Is Trainual worth it for a small business?

Yes, if the business has repeatable workflows, regular hiring, and a need for standardized onboarding. No, if the team is very small and still operates informally.

At what company size does Trainual make sense?

Often around 10 to 100 employees, especially when departments are forming and managers need repeatable training. Some smaller teams use it well, but only if their processes are already stable.

Is Trainual better than Notion?

Not necessarily. Notion is better for flexible documentation and collaboration. Trainual is better for structured training, role-based assignments, and accountability.

Can startups use Trainual?

Yes, but timing matters. It fits startups that are moving from founder-led execution to repeatable team-based operations. It is less useful during the earliest, highly chaotic stage.

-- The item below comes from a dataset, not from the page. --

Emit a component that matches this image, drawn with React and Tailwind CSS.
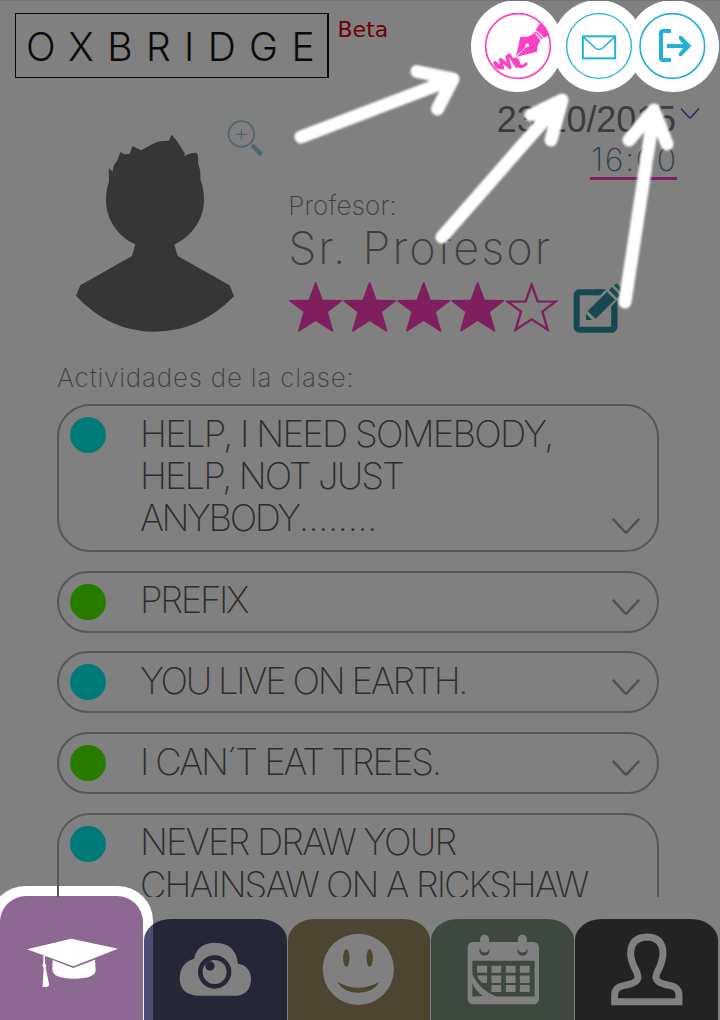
import React from "react";

const THIN = "font-['Inter','Liberation_Sans',sans-serif]";

const activities = [
  {
    color: "bg-[#007a78]",
    size: "h-[148px] rounded-[33px]",
    lines: [
      [["HELP, I NEED SOMEBODY,", "tracking-[-1.730px]"]],
      [["HELP, NOT JUST", "tracking-[-1.950px]"]],
      [
        ["ANYBODY", "tracking-[-2.400px]"],
        ["........", "tracking-[-0.300px]"],
      ],
    ],
  },
  { color: "bg-[#267b00]", size: "h-[62px] rounded-[31px]", lines: [[["PREFIX", "tracking-[-2.300px]"]]] },
  { color: "bg-[#007a78]", size: "h-[62px] rounded-[31px]", lines: [[["YOU LIVE ON EARTH.", "tracking-[-2.230px]"]]] },
  { color: "bg-[#267b00]", size: "h-[62px] rounded-[31px]", lines: [[["I CAN´T EAT TREES.", "tracking-[-2.140px]"]]] },
  {
    color: "bg-[#007a78]",
    size: "h-[148px] rounded-[33px]",
    lines: [
      [["NEVER DRAW YOUR", "tracking-[-1.850px]"]],
      [["CHAINSAW ON A RICKSHAW", "tracking-[-2px]"]],
    ],
  },
];

function SignButton() {
  return (
    <svg className="h-[92px] w-[92px] shrink-0" viewBox="123 0 276 276">
      <circle cx="261" cy="138" r="138" fill="#fff" />
      <circle cx="264" cy="138" r="97" fill="none" stroke="#ff3fc4" strokeWidth="5" />
      <path d="M258 171 L271 110 Q298 113 313 98 L331 121 Q321 136 321 155 Z" fill="#ff3fc4" />
      <path d="M258 171 L290 138" stroke="#fff" strokeWidth="3" />
      <circle cx="292" cy="136" r="5.500" fill="#fff" />
      <path d="M317 91 L331 68 Q352 82 357 106 L341 114 Q333 99 317 91 Z" fill="#ff3fc4" />
      <path d="M313 96 Q328 101 336 118" fill="none" stroke="#ff3fc4" strokeWidth="4" />
      <path d="M195 188 L217 204 L212 179 Q224 187 240 203 L231 170 L238 165 L260 199 L255 177 L262 180 L270 200 Q279 202 288 192" fill="none" stroke="#ff3fc4" strokeWidth="9.500" strokeLinecap="round" strokeLinejoin="round" />
      <path d="M195 189 Q197 202 210 204 L219 202" fill="none" stroke="#ff3fc4" strokeWidth="8" strokeLinecap="round" />
    </svg>
  );
}

function MailButton() {
  return (
    <svg className="-ml-[11px] h-[92px] w-[92px] shrink-0" viewBox="366 0 276 276">
      <circle cx="504" cy="138" r="138" fill="#fff" />
      <circle cx="507" cy="138" r="97" fill="none" stroke="#22b0dc" strokeWidth="4" />
      <rect x="458.500" y="109" width="97" height="66" fill="none" stroke="#22b0dc" strokeWidth="6" />
      <path d="M461 112 L496 144 Q507 153 518 144 L553 112" fill="none" stroke="#22b0dc" strokeWidth="4.500" />
    </svg>
  );
}

function LogoutButton() {
  return (
    <svg className="-ml-[17px] h-[92px] w-[92px] shrink-0" viewBox="591 0 276 276">
      <clipPath id="disc-edge">
        <rect x="612" y="0" width="260" height="276" />
      </clipPath>
      <circle cx="729" cy="138" r="138" fill="#fff" clipPath="url(#disc-edge)" />
      <circle cx="727" cy="138" r="97" fill="none" stroke="#22b0dc" strokeWidth="5" />
      <path d="M723 93 H698 Q693 93 693 98 V175 Q693 180 698 180 H723" fill="none" stroke="#22b0dc" strokeWidth="12" />
      <path d="M711 138 H768" stroke="#22b0dc" strokeWidth="12" />
      <path d="M747 108 H755 L784 138 L755 168 H747 V160 L764 138 L747 117 Z" fill="#22b0dc" />
    </svg>
  );
}

function Avatar() {
  return (
    <svg className="mt-[42.300px] h-[198.300px] w-[160px] shrink-0" viewBox="75 73 480 595">
      <path
        fill="#363636"
        d="M176 174 L188 187 L190 170 L202 152 L211 127 L223 134 L239 132 L247 109 L273 122 L314 100 Q330 92 356 93 L365 75 L381 94 L405 132 L401 140 Q420 129 437 129 Q444 131 444 143 L445 164 Q453 183 451 208 Q462 237 462 271 C462 330 424 381 373 405 L383 439 L539 527 L552 560 Q448 666 315 666 Q177 666 78 558 L91 527 L246 439 L256 404 C203 380 168 330 168 271 Q168 239 177 216 Z"
      />
    </svg>
  );
}

function ZoomIcon() {
  return (
    <svg className="-ml-[8.500px] mt-[28px] h-[37.300px] w-[36.700px] shrink-0" viewBox="528 28 110 112">
      <circle cx="571" cy="70" r="38.500" fill="none" stroke="#4d6670" strokeWidth="5.500" />
      <path d="M554 71 H588 M571 56 V87" stroke="#4d6670" strokeWidth="3.500" />
      <path d="M603 103 L631 132" stroke="#4d6670" strokeWidth="13" />
    </svg>
  );
}

function Star({ filled }) {
  return (
    <svg className="h-[50px] w-[54px] shrink-0" viewBox="26 669 162 150">
      {filled ? (
        <path fill="#7f1f5e" d="M104 670 H108 L127 722 L185 723 V727 L143 759 L159 816 L156 818 L106 786 L56 818 L53 816 L69 759 L27 727 V723 L85 722 Z" />
      ) : (
        <path fill="none" stroke="#7f1f5e" strokeWidth="7" d="M106 677 L124 727 L178 728 L138 758 L154 812 L106 781 L58 812 L74 758 L34 728 L88 727 Z" />
      )}
    </svg>
  );
}

function EditIcon() {
  return (
    <svg className="ml-[13.500px] h-[51.700px] w-[48.300px] shrink-0" viewBox="430 305 145 155">
      <rect x="441" y="336" width="113" height="112" rx="7" fill="none" stroke="#17484f" strokeWidth="18" />
      <path d="M520 327 L546 305 L575 300 V348 L563 363 L496 428 L460 428 L462 392 Z" fill="#808080" />
      <path d="M546 377 L563 360 V440 H546 Z M529 327 L512 345 H498 V327 Z" fill="#17484f" />
      <path d="M532 335 L556 358 L498 415 L474 392 Z" fill="#17484f" />
      <path d="M469 401 L487 419 H469 Z" fill="#17484f" />
      <path d="M538 329 L547 320 L571 344 L562 353 Z M553 315 L561 309 L575 323 V337 Z" fill="#17484f" />
    </svg>
  );
}

function Chevron({ className, stroke, width }) {
  return (
    <svg className={className} viewBox="0 0 28 16">
      <path d="M0.800 0.800 L12.500 13.500 Q14 15 15.500 13.500 L27.200 0.800" fill="none" stroke={stroke} strokeWidth={width} />
    </svg>
  );
}

function Activity({ item }) {
  return (
    <li className={`flex shrink-0 border-2 border-[#575757] pl-[11px] pr-[17px] ${item.size}`}>
      <span className={`mt-[11px] h-[36px] w-[36px] shrink-0 rounded-full ${item.color}`} />
      <div className="ml-[34px] flex-1 pt-[6.700px]">
        {item.lines.map((runs) => (
          <p key={runs[0][0]} className="h-[42.300px] whitespace-nowrap text-[36.500px] font-extralight leading-[42.300px] text-[#2e2e2e]">
            {runs.map(([text, tracking]) => (
              <span key={text} className={tracking}>
                {text}
              </span>
            ))}
          </p>
        ))}
      </div>
      <Chevron className="mb-[16px] h-[16px] w-[28px] self-end" stroke="#505050" width="2.500" />
    </li>
  );
}

function Tab({ className, children }) {
  return (
    <button className={`flex h-[101.500px] w-[142.700px] shrink-0 items-start justify-center rounded-t-[27px_21px] ${className}`}>
      {children}
    </button>
  );
}

function Arrows() {
  return (
    <svg className="pointer-events-none absolute left-0 top-0 h-[340px] w-[720px]" viewBox="0 0 720 340">
      <defs>
        <filter id="soft" x="-10%" y="-10%" width="120%" height="120%">
          <feGaussianBlur stdDeviation="1.200" />
        </filter>
      </defs>
      <g fill="none" stroke="#fff" strokeWidth="13" strokeLinecap="round" strokeLinejoin="round" filter="url(#soft)">
        <path d="M301 136 L453 78 M417 70.500 L453 78 L437.500 108" />
        <path d="M442 236 L562 99 M531 114 L562 99 L551 139" />
        <path d="M625 301 L654 111 M629 139 L654 109 L667 143" />
      </g>
    </svg>
  );
}

export default function App() {
  return (
    <div className={`relative flex h-[1020px] w-[720px] flex-col overflow-hidden border-t border-[#757575] bg-[#808080] ${THIN}`}>
      <header className="-mt-px flex h-[92px] shrink-0 items-start pl-[15px]">
        <div className="mt-[13px] flex h-[65px] w-[314px] shrink-0 items-center border border-r-2 border-[#0a0a0a] pl-[10px] pt-[2px]">
          <h1 className="whitespace-nowrap text-[39px] font-light leading-none tracking-[13.400px] text-[#0a0a0a]">OXBRIDGE</h1>
        </div>
        <span className="ml-[8.500px] mt-[17px] font-['DejaVu_Sans',sans-serif] text-[22px] leading-[26px] text-[#6e0000]">Beta</span>
        <nav className="ml-auto mr-[1px] flex">
          <SignButton />
          <MailButton />
          <LogoutButton />
        </nav>
      </header>

      <section className="flex h-[260px] shrink-0 pl-[75px]">
        <Avatar />
        <ZoomIcon />
        <div className="ml-[25px] flex flex-1 flex-col">
          <div className="flex h-[50px] justify-end pr-[20px] pt-[7px]">
            <span className="font-['Liberation_Sans',sans-serif] text-[36px] leading-[42px] tracking-[-0.100px] text-[#3c3c3c]">23/10/2015</span>
            <Chevron className="ml-[4px] mt-[9px] h-[11px] w-[20px]" stroke="#1d2f5c" width="2.200" />
          </div>
          <div className="mr-[43px] h-[38px] w-[87px] self-end border-b-[3px] border-[#7f1f5e] pl-[1px]">
            <span className="text-[32px] font-extralight leading-[36px] tracking-[1.700px] text-[#2b4254]">16:00</span>
          </div>
          <p className="mt-[10px] h-[31px] whitespace-nowrap text-[26px] font-extralight leading-[31px] tracking-[0.200px] text-[#3f3f3f]">Profesor:</p>
          <p className="h-[50px] whitespace-nowrap text-[45px] font-extralight leading-[54px] tracking-[2.150px] text-[#3f3f3f]">Sr. Profesor</p>
          <div className="ml-[1px] mt-[11px] flex">
            <Star filled />
            <Star filled />
            <Star filled />
            <Star filled />
            <Star />
            <EditIcon />
          </div>
        </div>
      </section>

      <section className="relative z-10 flex h-[545px] shrink-0 flex-col overflow-hidden pl-[57px] pr-[61px]">
        <h2 className="mt-[10px] h-[32px] shrink-0 whitespace-nowrap text-[26px] font-extralight leading-[32px] tracking-[0.800px] text-[#3f3f3f]">
          Actividades de la clase:
        </h2>
        <ul className="mt-[10px] flex flex-col gap-[18.700px]">
          {activities.map((item) => (
            <Activity key={item.lines[0][0][0]} item={item} />
          ))}
        </ul>
      </section>

      <span className="absolute -left-[10px] top-[885px] h-[140px] w-[163px] rounded-t-[35px] bg-white" />
      <footer className="relative -mt-px flex h-[124px] shrink-0 items-end gap-[1px]">
        <button className="flex h-[124px] w-[143px] shrink-0 justify-center rounded-t-[26px] bg-[#8d6892] pt-[42px]">
          <svg className="h-[50px] w-[92px]" viewBox="77 205 276 150">
            <path fill="#fff" d="M80 239 L213 207 L353 237 L219 290 Z M157 271 L219 295 L284 270 L286 302 Q284 327 221 327 Q155 327 156 297 Z" />
            <path fill="#fff" d="M129 258 H134 V281 Q140 286 136 294 L147 347 Q143 354 127 351 L130 294 Q123 286 129 281 Z" />
          </svg>
        </button>
        <Tab className="bg-[linear-gradient(to_right,#4b4e6f_9px,#252736_9px)] pt-[23px]">
          <svg className="h-[55px] w-[73.300px]" viewBox="538 217 220 165">
            <path fill="#808080" d="M594 378 Q540 374 540 324 Q542 279 583 267 Q594 219 647 219 Q708 220 715 282 Q754 289 754 330 Q752 374 710 378 Z" />
            <circle cx="645" cy="307" r="43" fill="#808080" stroke="#252736" strokeWidth="14" />
            <circle cx="631" cy="289" r="14" fill="#252736" />
          </svg>
        </Tab>
        <Tab className="bg-[#4d4431] pt-[14px]">
          <svg className="h-[73.300px] w-[73.300px]" viewBox="128 190 220 220">
            <circle cx="237" cy="299" r="107" fill="#808080" />
            <ellipse cx="201" cy="265" rx="9.500" ry="27" fill="#4d4431" />
            <ellipse cx="271" cy="265" rx="9.500" ry="27" fill="#4d4431" />
            <path d="M173 336 Q237 373 301 336 Q281 369 237 369 Q193 369 173 336 Z" fill="#4d4431" />
          </svg>
        </Tab>
        <Tab className="bg-[#3d493e] pl-[1.500px] pt-[15px]">
          <svg className="h-[71px] w-[73px]" viewBox="560 193 218 212">
            <rect x="562" y="217" width="213" height="186" rx="16" fill="#808080" />
            <circle cx="612" cy="243" r="15" fill="#3d493e" />
            <circle cx="726" cy="243" r="15" fill="#3d493e" />
            <path d="M594 218 H630 V236 H594 Z M708 218 H744 V236 H708 Z" fill="#808080" />
            <rect x="599" y="195" width="27" height="53" rx="13" fill="#808080" />
            <rect x="712" y="195" width="27" height="53" rx="13" fill="#808080" />
            <path d="M576 273 H762 V380 H648 Q597 360 576 314 Z M576 340 Q584 361 607 378 L576 380 Z" fill="#3d493e" />
            <path
              fill="#808080"
              d="M590 288 h30 v21 h-30 Z M633 288 h29 v21 h-29 Z M676 288 h29 v21 h-29 Z M718 288 h29 v21 h-29 Z M590 317 h30 v22 h-14 Q594 331 590 317 Z M633 317 h29 v22 h-29 Z M676 317 h29 v22 h-29 Z M718 317 h29 v22 h-29 Z M633 345 h29 v21 h-29 Z M676 345 h29 v21 h-29 Z M718 345 h29 v21 h-29 Z"
            />
          </svg>
        </Tab>
        <Tab className="bg-[#232323] pt-[14px]">
          <svg className="h-[73.300px] w-[73.300px]" viewBox="988 190 220 220">
            <path
              fill="none"
              stroke="#808080"
              strokeWidth="21"
              d="M1002 396 V374 Q1003 353 1028 348 Q1072 341 1072 323 Q1072 313 1062 295 Q1050 270 1050 250 Q1052 203 1099 202 Q1146 203 1147 250 Q1147 270 1136 295 Q1126 313 1126 323 Q1126 341 1170 348 Q1194 353 1195 374 V396 Z"
            />
          </svg>
        </Tab>
      </footer>

      <Arrows />
    </div>
  );
}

Does Trainual work for technical teams?

It can support technical onboarding and process training, but it is usually not the best primary system for engineering architecture, API references, Git workflows, or protocol documentation. Tools like GitHub, GitBook, or Confluence may be better for that layer.

What is the biggest reason Trainual implementations fail?

Content goes stale. Companies document processes once, then stop updating them. When team members stop trusting the system, adoption falls fast.

Can Trainual replace live training?

No. It reduces repeated explanations and improves consistency, but high-context roles still need coaching, feedback, and real-world practice.

Final Summary

You should use Trainual when your company needs repeatable training, accountable onboarding, and standardized processes across growing teams. It is most effective once workflows are stable enough to formalize and costly enough to document.

It works especially well for operations-heavy, remote, service-based, and scaling businesses. It is less effective for very early startups, highly fluid teams, or companies that will not maintain process ownership.

The simplest decision rule is this: if your business is no longer struggling to create process, but struggling to repeat process reliably, Trainual is likely worth considering right now in 2026.